> [SHORT TASK]
Skip the pictures. Repeat everything else in the records word for word.

> [DATA SUPPLIED]
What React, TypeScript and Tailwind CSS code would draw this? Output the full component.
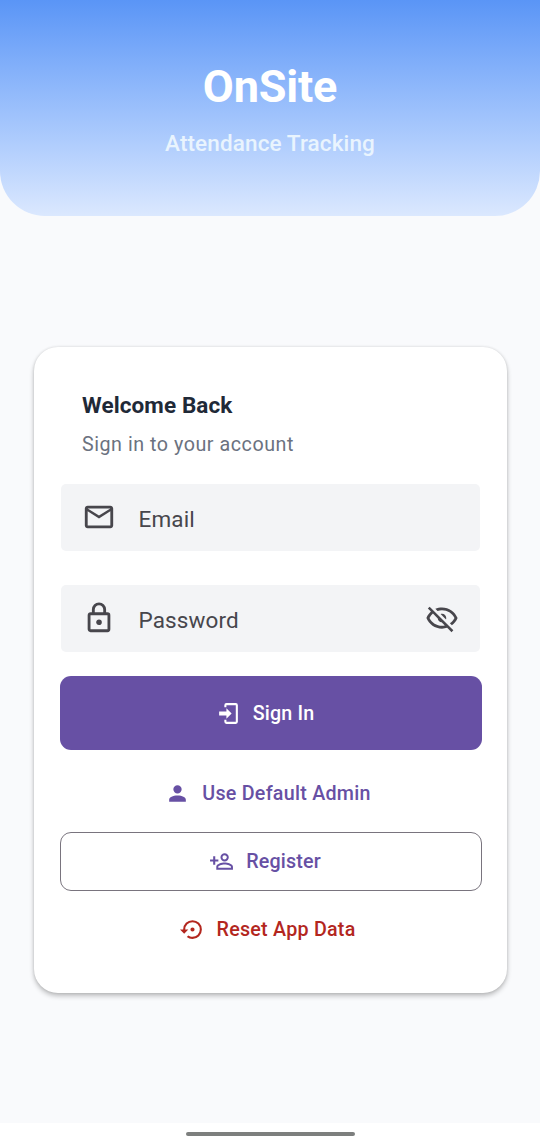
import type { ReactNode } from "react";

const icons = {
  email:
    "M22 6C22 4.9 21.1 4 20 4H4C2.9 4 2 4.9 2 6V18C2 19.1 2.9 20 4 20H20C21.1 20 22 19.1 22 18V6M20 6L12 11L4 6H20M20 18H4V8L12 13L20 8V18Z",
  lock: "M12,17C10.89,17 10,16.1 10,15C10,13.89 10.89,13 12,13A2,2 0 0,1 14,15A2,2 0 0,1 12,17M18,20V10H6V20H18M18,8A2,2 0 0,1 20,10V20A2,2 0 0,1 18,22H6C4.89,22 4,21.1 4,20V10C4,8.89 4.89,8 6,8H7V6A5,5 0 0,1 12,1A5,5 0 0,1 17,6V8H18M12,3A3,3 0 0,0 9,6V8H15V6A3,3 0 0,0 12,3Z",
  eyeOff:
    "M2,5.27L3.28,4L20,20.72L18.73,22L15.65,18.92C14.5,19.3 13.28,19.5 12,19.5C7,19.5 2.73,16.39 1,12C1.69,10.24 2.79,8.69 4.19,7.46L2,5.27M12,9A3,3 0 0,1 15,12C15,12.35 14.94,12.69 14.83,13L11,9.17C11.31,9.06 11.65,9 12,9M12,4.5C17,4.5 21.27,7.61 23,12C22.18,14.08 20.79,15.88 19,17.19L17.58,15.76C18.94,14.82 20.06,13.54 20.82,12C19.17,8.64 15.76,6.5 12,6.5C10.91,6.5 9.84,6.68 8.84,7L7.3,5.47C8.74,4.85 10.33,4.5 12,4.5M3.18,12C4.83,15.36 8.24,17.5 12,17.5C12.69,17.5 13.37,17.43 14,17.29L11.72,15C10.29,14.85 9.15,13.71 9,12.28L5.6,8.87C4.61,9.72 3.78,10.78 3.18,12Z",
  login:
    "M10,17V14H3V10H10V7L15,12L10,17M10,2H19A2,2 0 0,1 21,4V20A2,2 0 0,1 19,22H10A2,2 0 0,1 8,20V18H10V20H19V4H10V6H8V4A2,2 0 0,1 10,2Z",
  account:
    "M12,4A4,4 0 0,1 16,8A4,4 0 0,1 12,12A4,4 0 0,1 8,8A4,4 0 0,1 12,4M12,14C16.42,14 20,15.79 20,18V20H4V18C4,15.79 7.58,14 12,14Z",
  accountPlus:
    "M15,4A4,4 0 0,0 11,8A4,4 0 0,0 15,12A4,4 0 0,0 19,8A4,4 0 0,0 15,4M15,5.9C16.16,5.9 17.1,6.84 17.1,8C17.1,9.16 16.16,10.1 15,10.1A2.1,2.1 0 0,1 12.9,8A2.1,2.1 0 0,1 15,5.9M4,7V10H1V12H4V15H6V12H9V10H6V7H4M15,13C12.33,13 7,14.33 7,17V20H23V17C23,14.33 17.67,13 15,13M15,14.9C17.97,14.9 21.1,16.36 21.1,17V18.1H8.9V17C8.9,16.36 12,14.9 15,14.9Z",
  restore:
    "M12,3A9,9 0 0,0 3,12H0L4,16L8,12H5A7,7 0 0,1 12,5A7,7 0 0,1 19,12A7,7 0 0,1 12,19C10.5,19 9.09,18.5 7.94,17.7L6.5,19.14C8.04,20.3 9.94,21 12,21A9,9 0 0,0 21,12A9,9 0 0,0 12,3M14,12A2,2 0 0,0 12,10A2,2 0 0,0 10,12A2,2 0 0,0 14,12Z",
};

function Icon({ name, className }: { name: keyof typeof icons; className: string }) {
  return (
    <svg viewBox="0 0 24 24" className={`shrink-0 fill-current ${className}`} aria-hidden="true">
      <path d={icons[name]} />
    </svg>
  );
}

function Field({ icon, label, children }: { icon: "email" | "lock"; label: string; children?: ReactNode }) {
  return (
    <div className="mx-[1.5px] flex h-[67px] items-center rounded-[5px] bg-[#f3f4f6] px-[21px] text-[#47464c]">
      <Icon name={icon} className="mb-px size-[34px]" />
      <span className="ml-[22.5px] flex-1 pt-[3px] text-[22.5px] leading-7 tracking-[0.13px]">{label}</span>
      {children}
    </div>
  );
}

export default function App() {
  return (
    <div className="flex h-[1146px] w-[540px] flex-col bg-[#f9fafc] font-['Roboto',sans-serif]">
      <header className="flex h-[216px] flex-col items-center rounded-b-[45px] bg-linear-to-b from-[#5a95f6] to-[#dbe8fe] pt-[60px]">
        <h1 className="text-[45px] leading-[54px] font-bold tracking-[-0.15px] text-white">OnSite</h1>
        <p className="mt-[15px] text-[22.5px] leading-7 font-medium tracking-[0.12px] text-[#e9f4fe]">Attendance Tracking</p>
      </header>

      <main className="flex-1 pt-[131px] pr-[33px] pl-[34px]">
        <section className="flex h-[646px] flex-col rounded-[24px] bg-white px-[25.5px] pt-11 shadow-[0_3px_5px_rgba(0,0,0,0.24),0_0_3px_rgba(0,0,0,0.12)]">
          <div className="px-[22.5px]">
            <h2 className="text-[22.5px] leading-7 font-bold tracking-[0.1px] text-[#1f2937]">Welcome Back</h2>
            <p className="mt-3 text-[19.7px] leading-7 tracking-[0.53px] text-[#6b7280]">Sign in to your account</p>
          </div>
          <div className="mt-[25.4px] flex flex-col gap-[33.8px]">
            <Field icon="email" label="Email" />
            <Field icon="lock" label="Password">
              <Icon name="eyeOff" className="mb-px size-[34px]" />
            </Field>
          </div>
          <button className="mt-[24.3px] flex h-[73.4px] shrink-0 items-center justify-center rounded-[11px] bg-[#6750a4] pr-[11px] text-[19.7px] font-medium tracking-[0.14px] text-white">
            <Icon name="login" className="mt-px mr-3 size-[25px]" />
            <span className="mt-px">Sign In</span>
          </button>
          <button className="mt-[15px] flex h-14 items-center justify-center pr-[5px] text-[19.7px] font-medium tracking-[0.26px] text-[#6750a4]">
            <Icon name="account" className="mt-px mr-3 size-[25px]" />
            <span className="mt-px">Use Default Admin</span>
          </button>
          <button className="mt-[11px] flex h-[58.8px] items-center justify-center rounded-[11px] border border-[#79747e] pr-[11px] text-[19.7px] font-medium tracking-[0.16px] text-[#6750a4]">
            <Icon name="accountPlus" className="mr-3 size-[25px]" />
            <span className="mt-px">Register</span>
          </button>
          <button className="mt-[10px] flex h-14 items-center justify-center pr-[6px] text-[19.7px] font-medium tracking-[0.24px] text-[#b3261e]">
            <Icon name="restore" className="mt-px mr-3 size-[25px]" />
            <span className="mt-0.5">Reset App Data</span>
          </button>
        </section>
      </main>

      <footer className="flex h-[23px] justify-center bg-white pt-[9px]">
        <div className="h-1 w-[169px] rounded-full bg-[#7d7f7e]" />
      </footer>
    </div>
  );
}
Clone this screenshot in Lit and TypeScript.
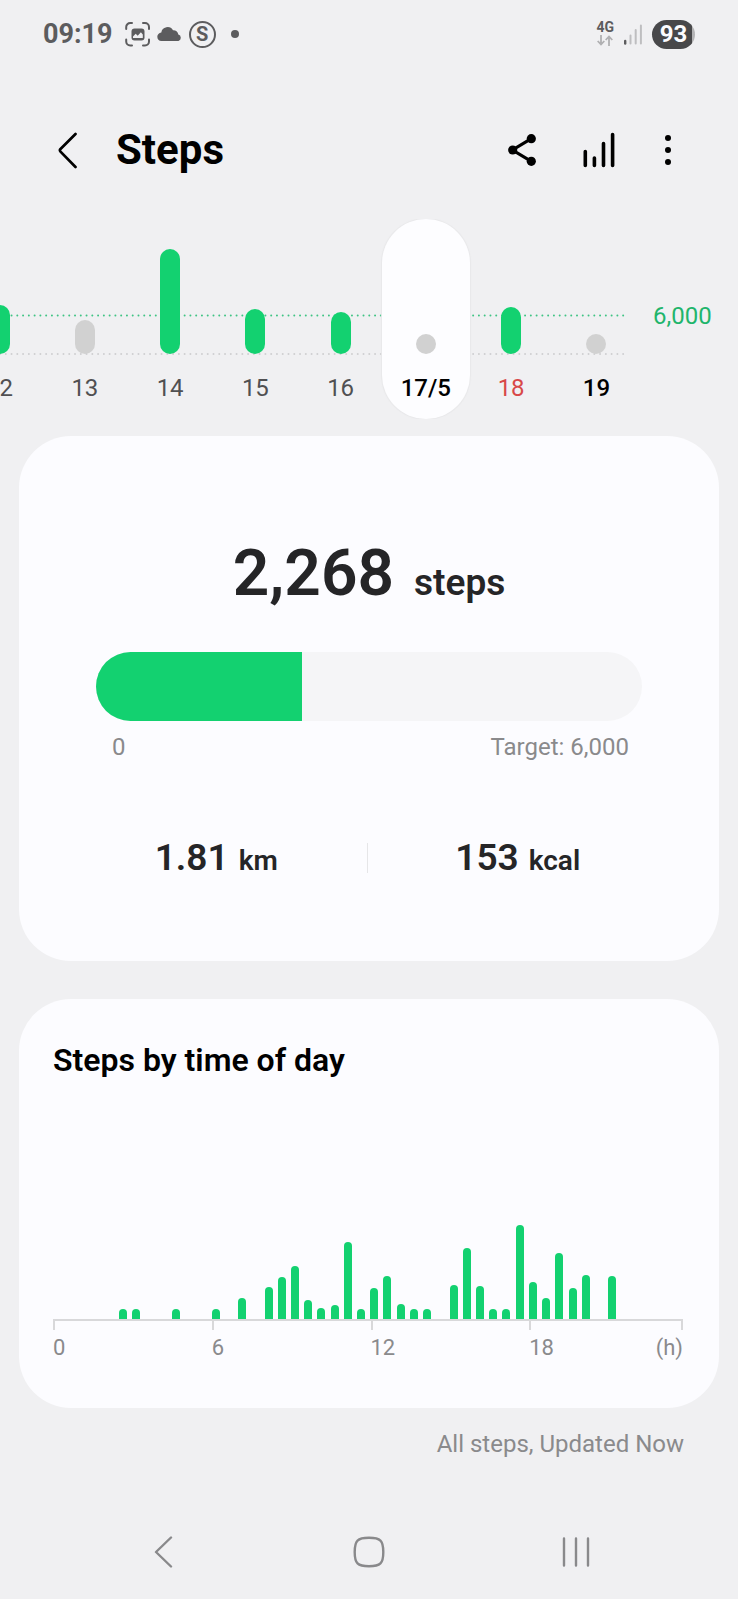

> [ANSWER IN FULL]
What React, TypeScript and Tailwind CSS code would draw this? Output the full component.
import type { ReactNode } from "react";

const icons = {
  email:
    "M22 6C22 4.9 21.1 4 20 4H4C2.9 4 2 4.9 2 6V18C2 19.1 2.9 20 4 20H20C21.1 20 22 19.1 22 18V6M20 6L12 11L4 6H20M20 18H4V8L12 13L20 8V18Z",
  lock: "M12,17C10.89,17 10,16.1 10,15C10,13.89 10.89,13 12,13A2,2 0 0,1 14,15A2,2 0 0,1 12,17M18,20V10H6V20H18M18,8A2,2 0 0,1 20,10V20A2,2 0 0,1 18,22H6C4.89,22 4,21.1 4,20V10C4,8.89 4.89,8 6,8H7V6A5,5 0 0,1 12,1A5,5 0 0,1 17,6V8H18M12,3A3,3 0 0,0 9,6V8H15V6A3,3 0 0,0 12,3Z",
  eyeOff:
    "M2,5.27L3.28,4L20,20.72L18.73,22L15.65,18.92C14.5,19.3 13.28,19.5 12,19.5C7,19.5 2.73,16.39 1,12C1.69,10.24 2.79,8.69 4.19,7.46L2,5.27M12,9A3,3 0 0,1 15,12C15,12.35 14.94,12.69 14.83,13L11,9.17C11.31,9.06 11.65,9 12,9M12,4.5C17,4.5 21.27,7.61 23,12C22.18,14.08 20.79,15.88 19,17.19L17.58,15.76C18.94,14.82 20.06,13.54 20.82,12C19.17,8.64 15.76,6.5 12,6.5C10.91,6.5 9.84,6.68 8.84,7L7.3,5.47C8.74,4.85 10.33,4.5 12,4.5M3.18,12C4.83,15.36 8.24,17.5 12,17.5C12.69,17.5 13.37,17.43 14,17.29L11.72,15C10.29,14.85 9.15,13.71 9,12.28L5.6,8.87C4.61,9.72 3.78,10.78 3.18,12Z",
  login:
    "M10,17V14H3V10H10V7L15,12L10,17M10,2H19A2,2 0 0,1 21,4V20A2,2 0 0,1 19,22H10A2,2 0 0,1 8,20V18H10V20H19V4H10V6H8V4A2,2 0 0,1 10,2Z",
  account:
    "M12,4A4,4 0 0,1 16,8A4,4 0 0,1 12,12A4,4 0 0,1 8,8A4,4 0 0,1 12,4M12,14C16.42,14 20,15.79 20,18V20H4V18C4,15.79 7.58,14 12,14Z",
  accountPlus:
    "M15,4A4,4 0 0,0 11,8A4,4 0 0,0 15,12A4,4 0 0,0 19,8A4,4 0 0,0 15,4M15,5.9C16.16,5.9 17.1,6.84 17.1,8C17.1,9.16 16.16,10.1 15,10.1A2.1,2.1 0 0,1 12.9,8A2.1,2.1 0 0,1 15,5.9M4,7V10H1V12H4V15H6V12H9V10H6V7H4M15,13C12.33,13 7,14.33 7,17V20H23V17C23,14.33 17.67,13 15,13M15,14.9C17.97,14.9 21.1,16.36 21.1,17V18.1H8.9V17C8.9,16.36 12,14.9 15,14.9Z",
  restore:
    "M12,3A9,9 0 0,0 3,12H0L4,16L8,12H5A7,7 0 0,1 12,5A7,7 0 0,1 19,12A7,7 0 0,1 12,19C10.5,19 9.09,18.5 7.94,17.7L6.5,19.14C8.04,20.3 9.94,21 12,21A9,9 0 0,0 21,12A9,9 0 0,0 12,3M14,12A2,2 0 0,0 12,10A2,2 0 0,0 10,12A2,2 0 0,0 14,12Z",
};

function Icon({ name, className }: { name: keyof typeof icons; className: string }) {
  return (
    <svg viewBox="0 0 24 24" className={`shrink-0 fill-current ${className}`} aria-hidden="true">
      <path d={icons[name]} />
    </svg>
  );
}

function Field({ icon, label, children }: { icon: "email" | "lock"; label: string; children?: ReactNode }) {
  return (
    <div className="mx-[1.5px] flex h-[67px] items-center rounded-[5px] bg-[#f3f4f6] px-[21px] text-[#47464c]">
      <Icon name={icon} className="mb-px size-[34px]" />
      <span className="ml-[22.5px] flex-1 pt-[3px] text-[22.5px] leading-7 tracking-[0.13px]">{label}</span>
      {children}
    </div>
  );
}

export default function App() {
  return (
    <div className="flex h-[1146px] w-[540px] flex-col bg-[#f9fafc] font-['Roboto',sans-serif]">
      <header className="flex h-[216px] flex-col items-center rounded-b-[45px] bg-linear-to-b from-[#5a95f6] to-[#dbe8fe] pt-[60px]">
        <h1 className="text-[45px] leading-[54px] font-bold tracking-[-0.15px] text-white">OnSite</h1>
        <p className="mt-[15px] text-[22.5px] leading-7 font-medium tracking-[0.12px] text-[#e9f4fe]">Attendance Tracking</p>
      </header>

      <main className="flex-1 pt-[131px] pr-[33px] pl-[34px]">
        <section className="flex h-[646px] flex-col rounded-[24px] bg-white px-[25.5px] pt-11 shadow-[0_3px_5px_rgba(0,0,0,0.24),0_0_3px_rgba(0,0,0,0.12)]">
          <div className="px-[22.5px]">
            <h2 className="text-[22.5px] leading-7 font-bold tracking-[0.1px] text-[#1f2937]">Welcome Back</h2>
            <p className="mt-3 text-[19.7px] leading-7 tracking-[0.53px] text-[#6b7280]">Sign in to your account</p>
          </div>
          <div className="mt-[25.4px] flex flex-col gap-[33.8px]">
            <Field icon="email" label="Email" />
            <Field icon="lock" label="Password">
              <Icon name="eyeOff" className="mb-px size-[34px]" />
            </Field>
          </div>
          <button className="mt-[24.3px] flex h-[73.4px] shrink-0 items-center justify-center rounded-[11px] bg-[#6750a4] pr-[11px] text-[19.7px] font-medium tracking-[0.14px] text-white">
            <Icon name="login" className="mt-px mr-3 size-[25px]" />
            <span className="mt-px">Sign In</span>
          </button>
          <button className="mt-[15px] flex h-14 items-center justify-center pr-[5px] text-[19.7px] font-medium tracking-[0.26px] text-[#6750a4]">
            <Icon name="account" className="mt-px mr-3 size-[25px]" />
            <span className="mt-px">Use Default Admin</span>
          </button>
          <button className="mt-[11px] flex h-[58.8px] items-center justify-center rounded-[11px] border border-[#79747e] pr-[11px] text-[19.7px] font-medium tracking-[0.16px] text-[#6750a4]">
            <Icon name="accountPlus" className="mr-3 size-[25px]" />
            <span className="mt-px">Register</span>
          </button>
          <button className="mt-[10px] flex h-14 items-center justify-center pr-[6px] text-[19.7px] font-medium tracking-[0.24px] text-[#b3261e]">
            <Icon name="restore" className="mt-px mr-3 size-[25px]" />
            <span className="mt-0.5">Reset App Data</span>
          </button>
        </section>
      </main>

      <footer className="flex h-[23px] justify-center bg-white pt-[9px]">
        <div className="h-1 w-[169px] rounded-full bg-[#7d7f7e]" />
      </footer>
    </div>
  );
}
Clone this screenshot in Lit and TypeScript.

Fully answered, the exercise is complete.